# REQUEST:
Work through the material below line by line and say how many lines include the word "styles". Only the number, please.

————

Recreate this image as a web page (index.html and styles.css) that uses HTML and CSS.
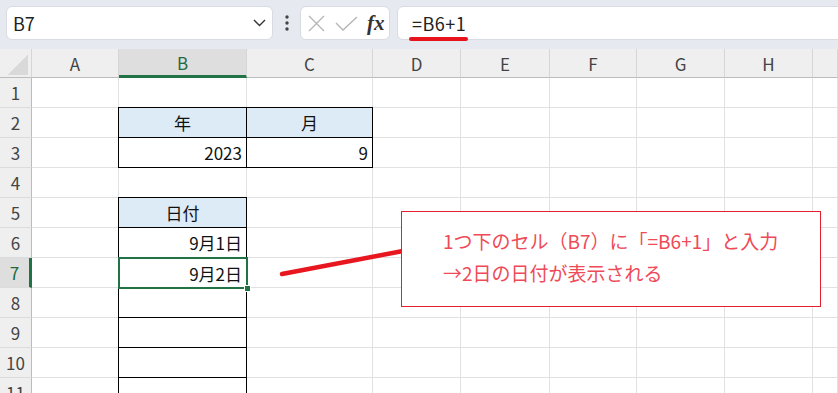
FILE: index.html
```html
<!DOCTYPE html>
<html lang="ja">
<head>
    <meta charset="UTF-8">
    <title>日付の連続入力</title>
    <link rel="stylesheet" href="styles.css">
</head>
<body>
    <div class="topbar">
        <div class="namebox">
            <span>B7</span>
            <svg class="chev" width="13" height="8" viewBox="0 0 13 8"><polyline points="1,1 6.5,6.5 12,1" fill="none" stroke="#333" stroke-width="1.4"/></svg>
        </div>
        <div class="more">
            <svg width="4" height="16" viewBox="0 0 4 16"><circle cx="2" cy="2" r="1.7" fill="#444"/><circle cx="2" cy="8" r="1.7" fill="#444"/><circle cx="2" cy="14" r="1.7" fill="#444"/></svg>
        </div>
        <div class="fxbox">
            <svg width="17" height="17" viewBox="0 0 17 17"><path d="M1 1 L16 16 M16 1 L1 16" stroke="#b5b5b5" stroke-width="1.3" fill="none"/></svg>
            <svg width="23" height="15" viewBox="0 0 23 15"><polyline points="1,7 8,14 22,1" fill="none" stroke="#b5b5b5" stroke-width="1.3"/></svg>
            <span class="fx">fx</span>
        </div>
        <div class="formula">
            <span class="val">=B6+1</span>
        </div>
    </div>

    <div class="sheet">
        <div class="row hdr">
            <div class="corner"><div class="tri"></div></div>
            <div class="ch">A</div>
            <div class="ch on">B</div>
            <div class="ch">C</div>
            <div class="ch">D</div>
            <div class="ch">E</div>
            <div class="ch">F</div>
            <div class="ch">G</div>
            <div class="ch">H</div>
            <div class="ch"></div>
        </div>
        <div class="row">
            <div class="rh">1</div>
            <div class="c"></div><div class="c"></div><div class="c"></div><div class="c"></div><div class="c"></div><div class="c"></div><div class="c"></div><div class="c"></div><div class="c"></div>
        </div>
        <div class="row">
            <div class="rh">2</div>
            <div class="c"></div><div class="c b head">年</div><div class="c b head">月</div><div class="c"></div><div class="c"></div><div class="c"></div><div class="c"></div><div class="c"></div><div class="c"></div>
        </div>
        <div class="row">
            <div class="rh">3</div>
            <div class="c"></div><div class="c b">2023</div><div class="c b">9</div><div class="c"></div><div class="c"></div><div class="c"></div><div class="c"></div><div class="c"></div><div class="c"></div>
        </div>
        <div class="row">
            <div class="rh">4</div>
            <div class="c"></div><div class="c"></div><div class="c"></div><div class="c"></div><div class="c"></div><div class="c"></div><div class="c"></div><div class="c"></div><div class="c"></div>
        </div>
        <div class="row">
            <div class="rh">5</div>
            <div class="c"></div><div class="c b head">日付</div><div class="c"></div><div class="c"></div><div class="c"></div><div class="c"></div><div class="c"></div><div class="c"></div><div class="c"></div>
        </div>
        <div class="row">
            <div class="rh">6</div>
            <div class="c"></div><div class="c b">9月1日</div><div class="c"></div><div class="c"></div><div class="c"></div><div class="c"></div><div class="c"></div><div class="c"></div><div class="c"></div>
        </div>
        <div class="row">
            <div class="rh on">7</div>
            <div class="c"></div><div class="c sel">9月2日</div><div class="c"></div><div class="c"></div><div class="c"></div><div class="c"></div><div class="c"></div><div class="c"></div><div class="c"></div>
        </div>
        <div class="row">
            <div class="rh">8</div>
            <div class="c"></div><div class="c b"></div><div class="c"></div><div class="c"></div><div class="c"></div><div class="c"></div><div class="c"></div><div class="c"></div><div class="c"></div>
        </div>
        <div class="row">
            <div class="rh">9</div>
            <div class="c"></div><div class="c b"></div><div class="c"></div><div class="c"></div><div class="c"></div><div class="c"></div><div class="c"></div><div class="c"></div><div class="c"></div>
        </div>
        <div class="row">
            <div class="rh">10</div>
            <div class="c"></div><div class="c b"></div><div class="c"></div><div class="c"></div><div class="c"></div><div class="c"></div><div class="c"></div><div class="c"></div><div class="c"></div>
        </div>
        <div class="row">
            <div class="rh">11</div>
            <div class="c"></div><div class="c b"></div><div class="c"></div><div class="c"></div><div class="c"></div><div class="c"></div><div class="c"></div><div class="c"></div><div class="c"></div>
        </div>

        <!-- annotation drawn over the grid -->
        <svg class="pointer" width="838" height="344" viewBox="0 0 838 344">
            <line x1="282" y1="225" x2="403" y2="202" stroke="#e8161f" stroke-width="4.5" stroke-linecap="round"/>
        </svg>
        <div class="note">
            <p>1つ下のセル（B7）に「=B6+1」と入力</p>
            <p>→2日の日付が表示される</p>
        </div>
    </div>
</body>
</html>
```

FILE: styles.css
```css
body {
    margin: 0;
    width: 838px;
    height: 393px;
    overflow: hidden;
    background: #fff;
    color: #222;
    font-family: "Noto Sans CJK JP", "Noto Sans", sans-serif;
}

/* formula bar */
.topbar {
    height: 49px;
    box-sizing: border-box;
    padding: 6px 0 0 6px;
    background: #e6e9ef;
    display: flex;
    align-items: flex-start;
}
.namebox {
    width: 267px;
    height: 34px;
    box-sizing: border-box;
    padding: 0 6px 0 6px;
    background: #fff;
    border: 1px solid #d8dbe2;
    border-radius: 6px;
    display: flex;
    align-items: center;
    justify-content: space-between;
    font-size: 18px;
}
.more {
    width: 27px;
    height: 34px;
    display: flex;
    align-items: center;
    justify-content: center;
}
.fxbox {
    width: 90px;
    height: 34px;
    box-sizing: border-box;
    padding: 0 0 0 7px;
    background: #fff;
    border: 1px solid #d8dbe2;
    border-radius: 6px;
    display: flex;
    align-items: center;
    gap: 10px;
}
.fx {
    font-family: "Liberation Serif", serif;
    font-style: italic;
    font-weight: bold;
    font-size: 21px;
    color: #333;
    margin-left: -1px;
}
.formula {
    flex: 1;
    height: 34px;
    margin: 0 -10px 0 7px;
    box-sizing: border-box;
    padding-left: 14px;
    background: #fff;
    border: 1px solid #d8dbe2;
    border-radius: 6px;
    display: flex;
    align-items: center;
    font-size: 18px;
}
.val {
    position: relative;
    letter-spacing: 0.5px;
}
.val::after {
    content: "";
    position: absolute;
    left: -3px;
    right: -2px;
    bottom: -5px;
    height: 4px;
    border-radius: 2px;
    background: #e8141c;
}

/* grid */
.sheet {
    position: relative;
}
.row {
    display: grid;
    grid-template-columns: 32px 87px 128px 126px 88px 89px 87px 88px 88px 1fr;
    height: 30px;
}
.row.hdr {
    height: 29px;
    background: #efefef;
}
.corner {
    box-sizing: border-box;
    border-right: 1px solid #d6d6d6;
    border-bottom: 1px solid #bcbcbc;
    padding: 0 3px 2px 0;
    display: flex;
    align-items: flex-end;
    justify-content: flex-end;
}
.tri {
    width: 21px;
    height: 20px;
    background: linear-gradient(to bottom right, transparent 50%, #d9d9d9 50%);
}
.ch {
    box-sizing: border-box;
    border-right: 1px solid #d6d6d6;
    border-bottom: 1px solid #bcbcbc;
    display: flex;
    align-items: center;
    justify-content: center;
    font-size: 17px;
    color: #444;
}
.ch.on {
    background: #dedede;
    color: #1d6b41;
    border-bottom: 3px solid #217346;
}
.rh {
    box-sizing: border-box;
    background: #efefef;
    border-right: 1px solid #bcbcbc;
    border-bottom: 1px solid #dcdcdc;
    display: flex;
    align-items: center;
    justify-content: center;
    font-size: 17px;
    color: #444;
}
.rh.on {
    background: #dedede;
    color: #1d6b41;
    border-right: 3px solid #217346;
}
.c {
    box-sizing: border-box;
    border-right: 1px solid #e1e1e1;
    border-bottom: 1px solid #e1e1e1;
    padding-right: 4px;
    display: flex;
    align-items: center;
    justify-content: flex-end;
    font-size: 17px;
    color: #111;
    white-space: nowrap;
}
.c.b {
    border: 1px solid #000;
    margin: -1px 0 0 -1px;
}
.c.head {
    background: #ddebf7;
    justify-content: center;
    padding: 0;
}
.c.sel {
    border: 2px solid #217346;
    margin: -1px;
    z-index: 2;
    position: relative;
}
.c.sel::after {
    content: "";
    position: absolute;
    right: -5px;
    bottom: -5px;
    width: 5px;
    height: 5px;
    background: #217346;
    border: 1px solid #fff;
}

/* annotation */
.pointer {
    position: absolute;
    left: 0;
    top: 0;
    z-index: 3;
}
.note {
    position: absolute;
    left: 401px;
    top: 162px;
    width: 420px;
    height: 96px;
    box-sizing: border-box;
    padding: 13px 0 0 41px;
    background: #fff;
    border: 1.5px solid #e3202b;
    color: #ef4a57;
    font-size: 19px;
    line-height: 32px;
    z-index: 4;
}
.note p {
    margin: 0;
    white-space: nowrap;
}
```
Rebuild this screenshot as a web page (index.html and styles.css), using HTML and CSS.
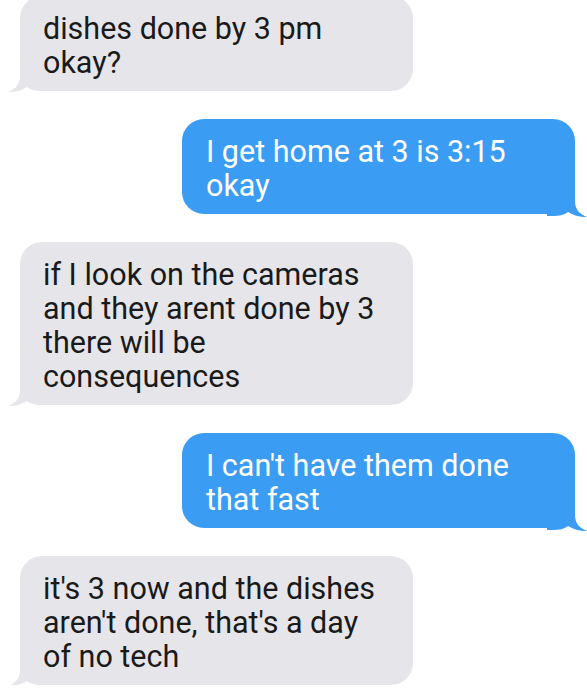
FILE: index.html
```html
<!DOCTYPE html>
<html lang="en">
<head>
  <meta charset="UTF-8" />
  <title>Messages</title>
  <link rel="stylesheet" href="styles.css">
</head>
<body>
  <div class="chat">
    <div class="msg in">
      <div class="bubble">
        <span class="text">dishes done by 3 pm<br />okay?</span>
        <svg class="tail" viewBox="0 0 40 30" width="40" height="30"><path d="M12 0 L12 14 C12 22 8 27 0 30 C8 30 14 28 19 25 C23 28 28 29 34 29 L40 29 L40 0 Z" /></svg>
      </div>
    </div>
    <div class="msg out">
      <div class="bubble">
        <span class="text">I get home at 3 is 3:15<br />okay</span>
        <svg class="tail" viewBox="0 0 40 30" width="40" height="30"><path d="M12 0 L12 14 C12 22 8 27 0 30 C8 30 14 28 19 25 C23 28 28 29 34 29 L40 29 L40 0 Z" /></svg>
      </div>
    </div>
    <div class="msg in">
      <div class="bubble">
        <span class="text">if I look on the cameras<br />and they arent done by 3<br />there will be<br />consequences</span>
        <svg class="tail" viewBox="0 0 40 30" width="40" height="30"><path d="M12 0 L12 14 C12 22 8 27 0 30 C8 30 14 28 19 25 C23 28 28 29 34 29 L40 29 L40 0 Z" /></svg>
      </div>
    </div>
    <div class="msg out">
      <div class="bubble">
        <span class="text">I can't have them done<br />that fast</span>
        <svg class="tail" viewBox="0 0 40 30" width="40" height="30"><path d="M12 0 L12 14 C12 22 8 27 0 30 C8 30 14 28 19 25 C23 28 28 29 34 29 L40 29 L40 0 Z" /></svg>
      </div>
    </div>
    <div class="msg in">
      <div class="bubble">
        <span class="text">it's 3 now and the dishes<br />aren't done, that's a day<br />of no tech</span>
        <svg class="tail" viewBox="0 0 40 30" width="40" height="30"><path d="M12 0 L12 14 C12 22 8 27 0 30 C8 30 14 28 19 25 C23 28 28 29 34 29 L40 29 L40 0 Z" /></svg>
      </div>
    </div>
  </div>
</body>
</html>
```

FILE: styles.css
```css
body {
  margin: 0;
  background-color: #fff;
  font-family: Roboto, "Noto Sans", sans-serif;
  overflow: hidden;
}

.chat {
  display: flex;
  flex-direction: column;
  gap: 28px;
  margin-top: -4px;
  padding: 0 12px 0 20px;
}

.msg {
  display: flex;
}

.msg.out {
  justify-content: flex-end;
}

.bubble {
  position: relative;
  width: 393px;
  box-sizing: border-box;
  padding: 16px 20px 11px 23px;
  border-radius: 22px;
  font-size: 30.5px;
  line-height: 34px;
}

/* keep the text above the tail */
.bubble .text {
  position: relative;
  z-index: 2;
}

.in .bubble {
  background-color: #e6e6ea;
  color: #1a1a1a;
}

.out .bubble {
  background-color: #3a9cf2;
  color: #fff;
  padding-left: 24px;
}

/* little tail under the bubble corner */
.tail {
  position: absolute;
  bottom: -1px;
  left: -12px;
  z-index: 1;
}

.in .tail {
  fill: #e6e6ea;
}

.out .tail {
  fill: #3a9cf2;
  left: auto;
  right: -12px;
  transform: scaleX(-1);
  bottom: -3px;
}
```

————

# COMPLETED TASK:
6